But the period piece didn’t win a single award during the 2006 ceremony, which history remembers as one of the more regrettable Oscars. (That’s the year Crash infamously triumphed over Brokeback Mountain for best picture, and George Clooney won an acting statuette for Syriana, of all things.) It’s true that by its very nature Pride & Prejudice is a conservative film: It is, after all, a faithful adaptation of a 19th-century British novel and features an all-white main cast, directed by Wright. That said, it’s also the story of an independent young woman who won’t submit to or settle for the expectations put upon her.
Anyone familiar with Jane Austen’s immortal book knows the basic plot: Elizabeth Bennet (played here by Keira Knightley) won’t be married off like her mother so desperately wants; she’s not interested in being delivered to someone like an auction piece. But, over the course of a restrained courtship, she and Mr. Darcy (Matthew Macfadyen) meet each other on more or less level terms — at least, as level as allowed in 1800s England — after they each recognize a kindness and sensitivity in the other.
Wright, filming an adaptation from novelist and screenwriter Deborah Moggach, takes a light touch with the material. There are no grand gestures in the script, nothing overblown in the performances and no real flourishes in his camerawork. Instead, he allows the stirring score, magic-hour lighting and understated delivery of dialogue to translate a timeless love story, seen from a female perspective, with incredible tenderness.
— Kyle McGovern
Director: Pedro Almodóvar
Pedro Almodóvar is one of global cinema’s living legends, a Spanish filmmaker whose deeply emotional storytelling has captivated cinephiles since the ’80s. Occasionally, his compassionate, romantic, brightly colored character studies break through to an academy whose myopic focus is perennially fixed on Hollywood. He won Oscars in the best foreign language film category for 1999’s heartbreaking All About My Mother (my favorite movie of that decade) and best original screenplay, plus a best director nomination for his surreal 2002 dramedy Talk to Her.
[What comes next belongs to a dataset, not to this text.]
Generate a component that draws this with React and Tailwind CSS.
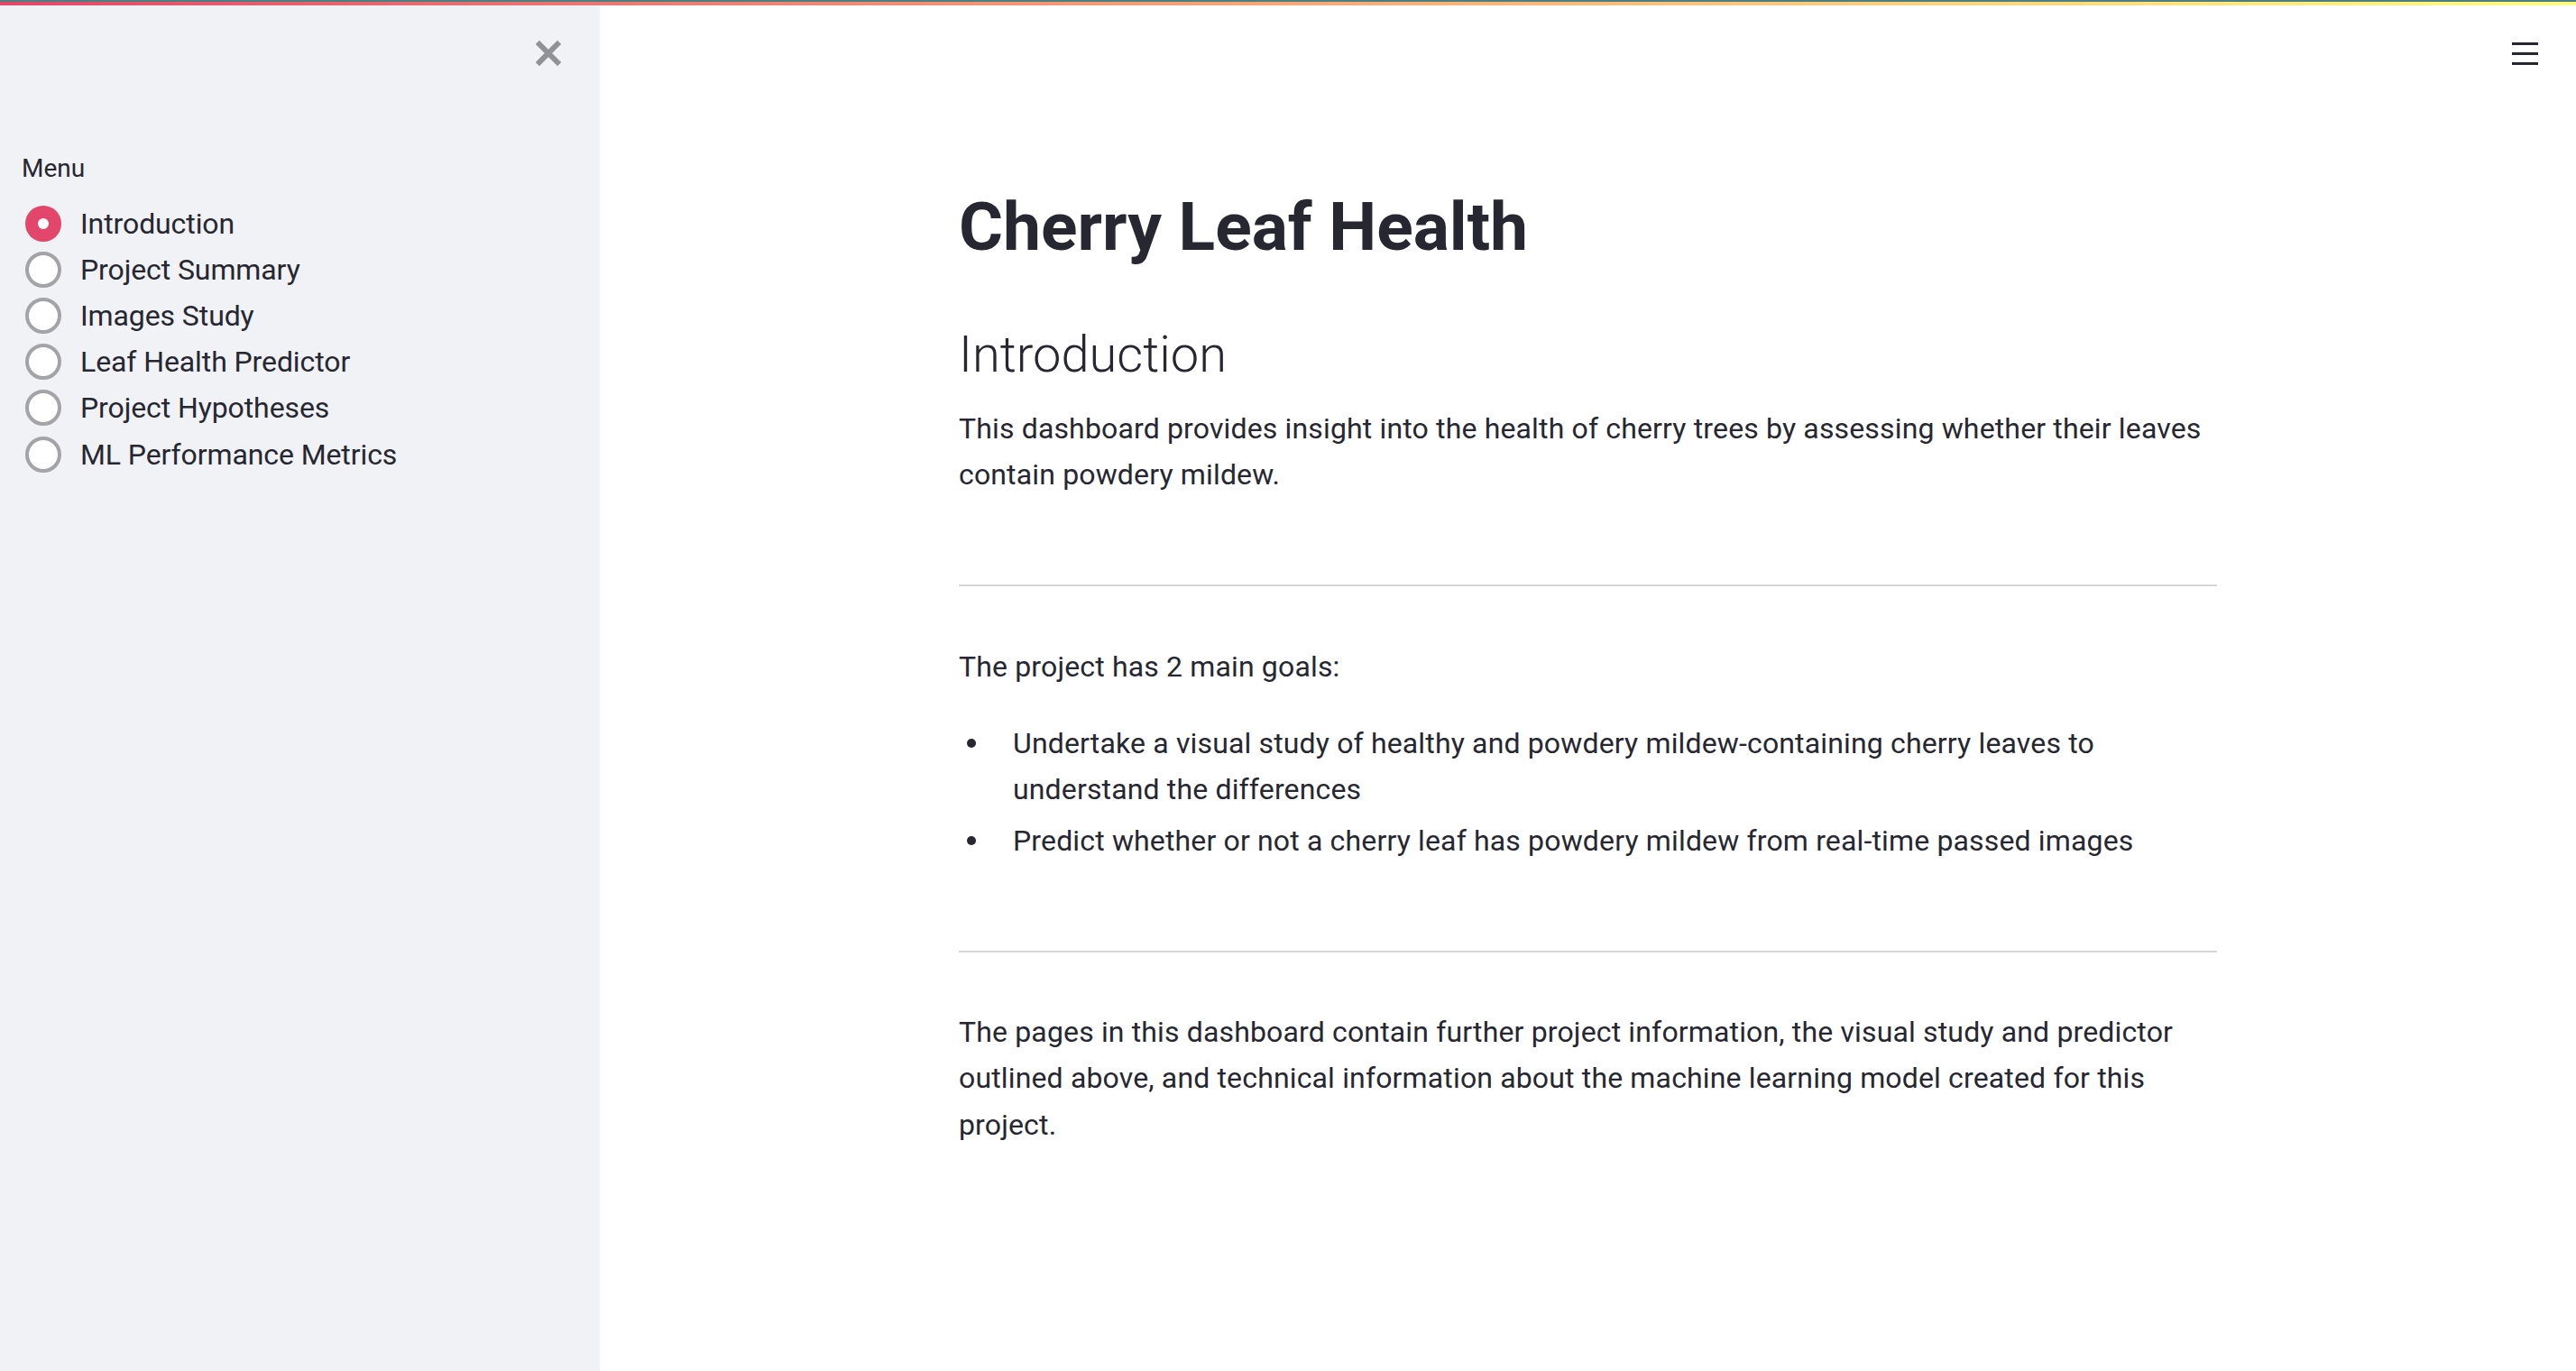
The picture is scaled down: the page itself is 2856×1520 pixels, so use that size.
import React, { useState } from 'react';

const pages = [
    'Introduction',
    'Project Summary',
    'Images Study',
    'Leaf Health Predictor',
    'Project Hypotheses',
    'ML Performance Metrics',
];

const font = { fontFamily: 'Roboto, "Noto Sans", sans-serif' };

const Radio = ({ label, checked, onClick }) => (
    <div className="flex items-center h-[51.2px] cursor-pointer" onClick={onClick}>
        {checked ? (
            <span className="w-[40px] h-[40px] rounded-full bg-[#e2466a] flex items-center justify-center shrink-0">
                <span className="w-[12px] h-[12px] rounded-full bg-white" />
            </span>
        ) : (
            <span className="w-[40px] h-[40px] rounded-full bg-white border-[4px] border-[#a3a3a8] shrink-0" />
        )}
        <span className="ml-[21px] text-[32px] text-[#262730] leading-none tracking-[-0.1px]">{label}</span>
    </div>
);

const App = () => {
    const [page, setPage] = useState('Introduction');

    return (
        <div className="w-full h-screen flex flex-col bg-white overflow-hidden" style={font}>
            {/* top decoration */}
            <div className="h-[2px] bg-[#4b7f80]" />
            <div className="h-[4px] bg-gradient-to-r from-[#e2466a] to-[#fffd80]" />

            <div className="flex flex-1 min-h-0">
                {/* Sidebar */}
                <aside className="w-[665px] shrink-0 bg-[#f0f2f6] flex flex-col">
                    <div className="flex justify-end pr-[43px] pt-[39px]">
                        <svg width="28" height="28" viewBox="0 0 28 28">
                            <path d="M4 4 L24 24 M24 4 L4 24" stroke="#909297" strokeWidth="6" strokeLinecap="square" />
                        </svg>
                    </div>
                    <div className="pl-[24px] mt-[96px] text-[28px] leading-[36px] text-[#262730]">Menu</div>
                    <div className="pl-[28px] mt-[17px] flex flex-col">
                        {pages.map((p) => (
                            <Radio key={p} label={p} checked={page === p} onClick={() => setPage(p)} />
                        ))}
                    </div>
                </aside>

                {/* Main */}
                <main className="flex-1 relative">
                    <div className="absolute top-[41px] right-[42px] flex flex-col gap-[8px]">
                        <span className="block w-[29px] h-[3px] bg-[#262730]" />
                        <span className="block w-[29px] h-[3px] bg-[#262730]" />
                        <span className="block w-[29px] h-[3px] bg-[#262730]" />
                    </div>

                    <div className="w-[1395px] mx-auto pt-[201px] text-[#262730]">
                        <h1 className="text-[75px] font-bold leading-[89px]">Cherry Leaf Health</h1>
                        <h2 className="mt-[64px] text-[56px] font-light leading-[67px]">Introduction</h2>
                        <p className="mt-[23px] text-[32px] leading-[51.2px] tracking-[0.15px]">
                            This dashboard provides insight into the health of cherry trees by assessing whether their leaves contain powdery mildew.
                        </p>

                        <hr className="mt-[96px] border-0 h-[2px] bg-[#d6d6d9]" />

                        <p className="mt-[64px] text-[32px] leading-[51.2px] tracking-[0.15px]">The project has 2 main goals:</p>
                        <ul className="mt-[33px] text-[32px] leading-[51.2px] tracking-[0.15px] flex flex-col gap-[6px]">
                            <li className="flex">
                                <span className="w-[60px] shrink-0 flex justify-start pl-[9px] pt-[20px]">
                                    <span className="w-[10px] h-[10px] rounded-full bg-[#262730]" />
                                </span>
                                <span className="w-[1220px]">Undertake a visual study of healthy and powdery mildew-containing cherry leaves to understand the differences</span>
                            </li>
                            <li className="flex">
                                <span className="w-[60px] shrink-0 flex justify-start pl-[9px] pt-[20px]">
                                    <span className="w-[10px] h-[10px] rounded-full bg-[#262730]" />
                                </span>
                                <span>Predict whether or not a cherry leaf has powdery mildew from real-time passed images</span>
                            </li>
                        </ul>

                        <hr className="mt-[96px] border-0 h-[2px] bg-[#d6d6d9]" />

                        <p className="mt-[63px] text-[32px] leading-[51.2px] tracking-[0.15px]">
                            The pages in this dashboard contain further project information, the visual study and predictor outlined above, and technical information about the machine learning model created for this project.
                        </p>
                    </div>
                </main>
            </div>
        </div>
    );
};

export default App;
But Almodóvar hasn’t received a single nomination in the past 15 years, despite having released six quality features during that time. The best of these is 2006’s Volver (which translates as Return), an elegant tearjerker that features the greatest performance of Penélope Cruz’s career. She stars as Raimunda, a small-town mom whose life is rocked by the sudden deaths of her monstrous husband (Antonio de la Torre) and elderly aunt (Chus Lampreave). Without giving too much away, what follows is an exploration of grief, abuse, family secrets and the painful connections between the past and the present, all wrapped in a mind-bending ghost story.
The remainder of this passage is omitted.